[Rows from a dataset of pages and code]
————
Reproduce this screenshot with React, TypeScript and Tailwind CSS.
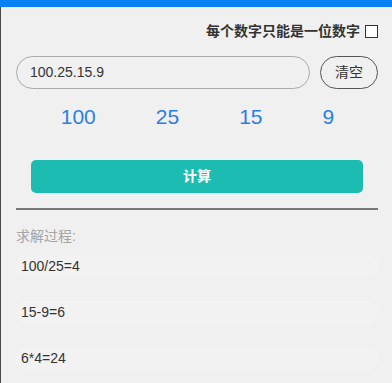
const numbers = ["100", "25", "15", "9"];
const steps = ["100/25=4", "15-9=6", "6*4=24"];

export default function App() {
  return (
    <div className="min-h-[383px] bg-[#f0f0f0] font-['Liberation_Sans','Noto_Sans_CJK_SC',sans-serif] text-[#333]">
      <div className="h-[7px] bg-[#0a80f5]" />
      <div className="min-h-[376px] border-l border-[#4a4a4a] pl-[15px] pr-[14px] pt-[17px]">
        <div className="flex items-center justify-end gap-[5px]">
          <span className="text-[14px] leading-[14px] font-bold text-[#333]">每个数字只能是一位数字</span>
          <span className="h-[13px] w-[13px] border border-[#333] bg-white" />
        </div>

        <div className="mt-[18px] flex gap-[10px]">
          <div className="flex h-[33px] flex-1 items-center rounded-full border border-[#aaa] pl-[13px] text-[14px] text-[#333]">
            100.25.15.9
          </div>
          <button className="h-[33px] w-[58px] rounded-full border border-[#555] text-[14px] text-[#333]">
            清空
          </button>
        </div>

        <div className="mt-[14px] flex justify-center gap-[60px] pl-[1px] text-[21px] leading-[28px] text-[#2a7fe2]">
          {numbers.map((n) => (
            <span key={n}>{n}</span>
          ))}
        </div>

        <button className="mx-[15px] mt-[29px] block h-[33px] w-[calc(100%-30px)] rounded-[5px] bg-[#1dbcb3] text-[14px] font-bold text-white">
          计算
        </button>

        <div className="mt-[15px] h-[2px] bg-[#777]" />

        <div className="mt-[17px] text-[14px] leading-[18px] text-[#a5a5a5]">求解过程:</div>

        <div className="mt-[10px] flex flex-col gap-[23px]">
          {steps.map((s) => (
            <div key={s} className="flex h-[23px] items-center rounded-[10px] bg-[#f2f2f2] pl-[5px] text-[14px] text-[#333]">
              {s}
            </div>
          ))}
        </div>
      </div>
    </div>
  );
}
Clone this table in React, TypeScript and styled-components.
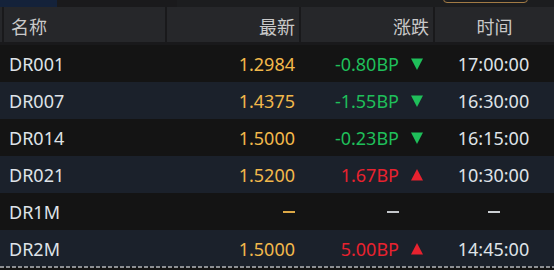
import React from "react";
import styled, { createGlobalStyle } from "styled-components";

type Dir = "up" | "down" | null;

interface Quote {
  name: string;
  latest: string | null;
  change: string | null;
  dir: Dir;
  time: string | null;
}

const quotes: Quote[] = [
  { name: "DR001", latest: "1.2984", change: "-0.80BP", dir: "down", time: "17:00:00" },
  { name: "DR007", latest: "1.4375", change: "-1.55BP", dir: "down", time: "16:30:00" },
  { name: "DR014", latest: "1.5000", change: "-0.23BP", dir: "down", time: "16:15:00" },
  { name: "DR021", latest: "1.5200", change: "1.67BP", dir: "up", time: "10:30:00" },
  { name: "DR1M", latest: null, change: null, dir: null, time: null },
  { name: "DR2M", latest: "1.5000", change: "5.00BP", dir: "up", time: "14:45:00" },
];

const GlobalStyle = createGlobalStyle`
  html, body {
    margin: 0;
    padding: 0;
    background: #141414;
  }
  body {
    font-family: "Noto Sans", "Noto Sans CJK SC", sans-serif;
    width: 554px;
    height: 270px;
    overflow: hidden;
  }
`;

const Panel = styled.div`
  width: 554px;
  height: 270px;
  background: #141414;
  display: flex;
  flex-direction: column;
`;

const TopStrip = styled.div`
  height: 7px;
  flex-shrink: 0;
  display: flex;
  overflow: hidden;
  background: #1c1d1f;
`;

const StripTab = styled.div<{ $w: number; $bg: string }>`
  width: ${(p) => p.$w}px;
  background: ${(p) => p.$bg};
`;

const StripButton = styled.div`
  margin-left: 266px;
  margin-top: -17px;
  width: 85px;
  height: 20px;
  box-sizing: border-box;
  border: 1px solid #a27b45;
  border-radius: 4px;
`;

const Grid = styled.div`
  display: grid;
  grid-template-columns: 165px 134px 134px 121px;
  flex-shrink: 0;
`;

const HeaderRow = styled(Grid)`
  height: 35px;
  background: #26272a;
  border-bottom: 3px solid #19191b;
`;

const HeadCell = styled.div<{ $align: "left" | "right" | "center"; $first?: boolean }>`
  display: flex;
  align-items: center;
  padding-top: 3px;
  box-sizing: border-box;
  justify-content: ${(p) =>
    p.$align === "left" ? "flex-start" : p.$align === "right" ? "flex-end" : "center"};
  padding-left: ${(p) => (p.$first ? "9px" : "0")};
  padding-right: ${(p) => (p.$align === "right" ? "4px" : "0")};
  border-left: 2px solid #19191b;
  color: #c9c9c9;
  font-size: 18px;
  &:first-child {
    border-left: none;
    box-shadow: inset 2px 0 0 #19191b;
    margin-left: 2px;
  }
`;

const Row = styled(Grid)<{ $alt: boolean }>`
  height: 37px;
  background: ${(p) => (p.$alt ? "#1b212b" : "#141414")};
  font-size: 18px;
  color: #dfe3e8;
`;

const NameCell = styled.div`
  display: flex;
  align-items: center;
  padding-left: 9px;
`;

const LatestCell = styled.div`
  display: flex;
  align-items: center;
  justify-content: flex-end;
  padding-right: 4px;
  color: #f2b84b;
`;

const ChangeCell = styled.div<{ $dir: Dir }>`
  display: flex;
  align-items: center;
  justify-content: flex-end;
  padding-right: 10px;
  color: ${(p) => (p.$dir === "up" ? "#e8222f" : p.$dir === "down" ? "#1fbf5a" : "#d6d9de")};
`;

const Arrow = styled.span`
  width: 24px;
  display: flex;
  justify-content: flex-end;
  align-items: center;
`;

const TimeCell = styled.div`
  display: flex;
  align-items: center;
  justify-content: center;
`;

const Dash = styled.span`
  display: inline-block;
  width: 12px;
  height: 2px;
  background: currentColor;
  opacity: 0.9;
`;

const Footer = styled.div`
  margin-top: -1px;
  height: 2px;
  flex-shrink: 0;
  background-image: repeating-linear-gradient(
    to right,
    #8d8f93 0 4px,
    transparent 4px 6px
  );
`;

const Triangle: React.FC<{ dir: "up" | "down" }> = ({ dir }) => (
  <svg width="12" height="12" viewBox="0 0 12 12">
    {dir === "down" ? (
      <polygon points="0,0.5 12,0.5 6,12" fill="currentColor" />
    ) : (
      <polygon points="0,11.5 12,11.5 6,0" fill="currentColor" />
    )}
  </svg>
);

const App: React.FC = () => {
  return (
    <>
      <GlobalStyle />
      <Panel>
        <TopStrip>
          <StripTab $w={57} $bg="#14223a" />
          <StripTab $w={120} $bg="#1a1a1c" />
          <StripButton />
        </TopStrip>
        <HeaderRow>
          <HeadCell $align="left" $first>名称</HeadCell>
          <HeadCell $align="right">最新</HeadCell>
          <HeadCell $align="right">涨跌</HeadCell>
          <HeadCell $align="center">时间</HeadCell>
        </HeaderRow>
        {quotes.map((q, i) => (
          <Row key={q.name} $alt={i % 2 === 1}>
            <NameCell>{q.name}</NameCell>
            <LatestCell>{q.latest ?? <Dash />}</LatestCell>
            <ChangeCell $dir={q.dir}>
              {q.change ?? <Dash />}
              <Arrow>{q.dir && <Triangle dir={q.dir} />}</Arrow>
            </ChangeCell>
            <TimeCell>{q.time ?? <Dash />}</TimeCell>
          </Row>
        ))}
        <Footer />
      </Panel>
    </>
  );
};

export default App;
————
# [Written problem]
Transcribe all entries above exactly. Drop the pictures.

# [Finished answer]
Reproduce this screenshot with React, TypeScript and Tailwind CSS.
const numbers = ["100", "25", "15", "9"];
const steps = ["100/25=4", "15-9=6", "6*4=24"];

export default function App() {
  return (
    <div className="min-h-[383px] bg-[#f0f0f0] font-['Liberation_Sans','Noto_Sans_CJK_SC',sans-serif] text-[#333]">
      <div className="h-[7px] bg-[#0a80f5]" />
      <div className="min-h-[376px] border-l border-[#4a4a4a] pl-[15px] pr-[14px] pt-[17px]">
        <div className="flex items-center justify-end gap-[5px]">
          <span className="text-[14px] leading-[14px] font-bold text-[#333]">每个数字只能是一位数字</span>
          <span className="h-[13px] w-[13px] border border-[#333] bg-white" />
        </div>

        <div className="mt-[18px] flex gap-[10px]">
          <div className="flex h-[33px] flex-1 items-center rounded-full border border-[#aaa] pl-[13px] text-[14px] text-[#333]">
            100.25.15.9
          </div>
          <button className="h-[33px] w-[58px] rounded-full border border-[#555] text-[14px] text-[#333]">
            清空
          </button>
        </div>

        <div className="mt-[14px] flex justify-center gap-[60px] pl-[1px] text-[21px] leading-[28px] text-[#2a7fe2]">
          {numbers.map((n) => (
            <span key={n}>{n}</span>
          ))}
        </div>

        <button className="mx-[15px] mt-[29px] block h-[33px] w-[calc(100%-30px)] rounded-[5px] bg-[#1dbcb3] text-[14px] font-bold text-white">
          计算
        </button>

        <div className="mt-[15px] h-[2px] bg-[#777]" />

        <div className="mt-[17px] text-[14px] leading-[18px] text-[#a5a5a5]">求解过程:</div>

        <div className="mt-[10px] flex flex-col gap-[23px]">
          {steps.map((s) => (
            <div key={s} className="flex h-[23px] items-center rounded-[10px] bg-[#f2f2f2] pl-[5px] text-[14px] text-[#333]">
              {s}
            </div>
          ))}
        </div>
      </div>
    </div>
  );
}
Clone this table in React, TypeScript and styled-components.
import React from "react";
import styled, { createGlobalStyle } from "styled-components";

type Dir = "up" | "down" | null;

interface Quote {
  name: string;
  latest: string | null;
  change: string | null;
  dir: Dir;
  time: string | null;
}

const quotes: Quote[] = [
  { name: "DR001", latest: "1.2984", change: "-0.80BP", dir: "down", time: "17:00:00" },
  { name: "DR007", latest: "1.4375", change: "-1.55BP", dir: "down", time: "16:30:00" },
  { name: "DR014", latest: "1.5000", change: "-0.23BP", dir: "down", time: "16:15:00" },
  { name: "DR021", latest: "1.5200", change: "1.67BP", dir: "up", time: "10:30:00" },
  { name: "DR1M", latest: null, change: null, dir: null, time: null },
  { name: "DR2M", latest: "1.5000", change: "5.00BP", dir: "up", time: "14:45:00" },
];

const GlobalStyle = createGlobalStyle`
  html, body {
    margin: 0;
    padding: 0;
    background: #141414;
  }
  body {
    font-family: "Noto Sans", "Noto Sans CJK SC", sans-serif;
    width: 554px;
    height: 270px;
    overflow: hidden;
  }
`;

const Panel = styled.div`
  width: 554px;
  height: 270px;
  background: #141414;
  display: flex;
  flex-direction: column;
`;

const TopStrip = styled.div`
  height: 7px;
  flex-shrink: 0;
  display: flex;
  overflow: hidden;
  background: #1c1d1f;
`;

const StripTab = styled.div<{ $w: number; $bg: string }>`
  width: ${(p) => p.$w}px;
  background: ${(p) => p.$bg};
`;

const StripButton = styled.div`
  margin-left: 266px;
  margin-top: -17px;
  width: 85px;
  height: 20px;
  box-sizing: border-box;
  border: 1px solid #a27b45;
  border-radius: 4px;
`;

const Grid = styled.div`
  display: grid;
  grid-template-columns: 165px 134px 134px 121px;
  flex-shrink: 0;
`;

const HeaderRow = styled(Grid)`
  height: 35px;
  background: #26272a;
  border-bottom: 3px solid #19191b;
`;

const HeadCell = styled.div<{ $align: "left" | "right" | "center"; $first?: boolean }>`
  display: flex;
  align-items: center;
  padding-top: 3px;
  box-sizing: border-box;
  justify-content: ${(p) =>
    p.$align === "left" ? "flex-start" : p.$align === "right" ? "flex-end" : "center"};
  padding-left: ${(p) => (p.$first ? "9px" : "0")};
  padding-right: ${(p) => (p.$align === "right" ? "4px" : "0")};
  border-left: 2px solid #19191b;
  color: #c9c9c9;
  font-size: 18px;
  &:first-child {
    border-left: none;
    box-shadow: inset 2px 0 0 #19191b;
    margin-left: 2px;
  }
`;

const Row = styled(Grid)<{ $alt: boolean }>`
  height: 37px;
  background: ${(p) => (p.$alt ? "#1b212b" : "#141414")};
  font-size: 18px;
  color: #dfe3e8;
`;

const NameCell = styled.div`
  display: flex;
  align-items: center;
  padding-left: 9px;
`;

const LatestCell = styled.div`
  display: flex;
  align-items: center;
  justify-content: flex-end;
  padding-right: 4px;
  color: #f2b84b;
`;

const ChangeCell = styled.div<{ $dir: Dir }>`
  display: flex;
  align-items: center;
  justify-content: flex-end;
  padding-right: 10px;
  color: ${(p) => (p.$dir === "up" ? "#e8222f" : p.$dir === "down" ? "#1fbf5a" : "#d6d9de")};
`;

const Arrow = styled.span`
  width: 24px;
  display: flex;
  justify-content: flex-end;
  align-items: center;
`;

const TimeCell = styled.div`
  display: flex;
  align-items: center;
  justify-content: center;
`;

const Dash = styled.span`
  display: inline-block;
  width: 12px;
  height: 2px;
  background: currentColor;
  opacity: 0.9;
`;

const Footer = styled.div`
  margin-top: -1px;
  height: 2px;
  flex-shrink: 0;
  background-image: repeating-linear-gradient(
    to right,
    #8d8f93 0 4px,
    transparent 4px 6px
  );
`;

const Triangle: React.FC<{ dir: "up" | "down" }> = ({ dir }) => (
  <svg width="12" height="12" viewBox="0 0 12 12">
    {dir === "down" ? (
      <polygon points="0,0.5 12,0.5 6,12" fill="currentColor" />
    ) : (
      <polygon points="0,11.5 12,11.5 6,0" fill="currentColor" />
    )}
  </svg>
);

const App: React.FC = () => {
  return (
    <>
      <GlobalStyle />
      <Panel>
        <TopStrip>
          <StripTab $w={57} $bg="#14223a" />
          <StripTab $w={120} $bg="#1a1a1c" />
          <StripButton />
        </TopStrip>
        <HeaderRow>
          <HeadCell $align="left" $first>名称</HeadCell>
          <HeadCell $align="right">最新</HeadCell>
          <HeadCell $align="right">涨跌</HeadCell>
          <HeadCell $align="center">时间</HeadCell>
        </HeaderRow>
        {quotes.map((q, i) => (
          <Row key={q.name} $alt={i % 2 === 1}>
            <NameCell>{q.name}</NameCell>
            <LatestCell>{q.latest ?? <Dash />}</LatestCell>
            <ChangeCell $dir={q.dir}>
              {q.change ?? <Dash />}
              <Arrow>{q.dir && <Triangle dir={q.dir} />}</Arrow>
            </ChangeCell>
            <TimeCell>{q.time ?? <Dash />}</TimeCell>
          </Row>
        ))}
        <Footer />
      </Panel>
    </>
  );
};

export default App;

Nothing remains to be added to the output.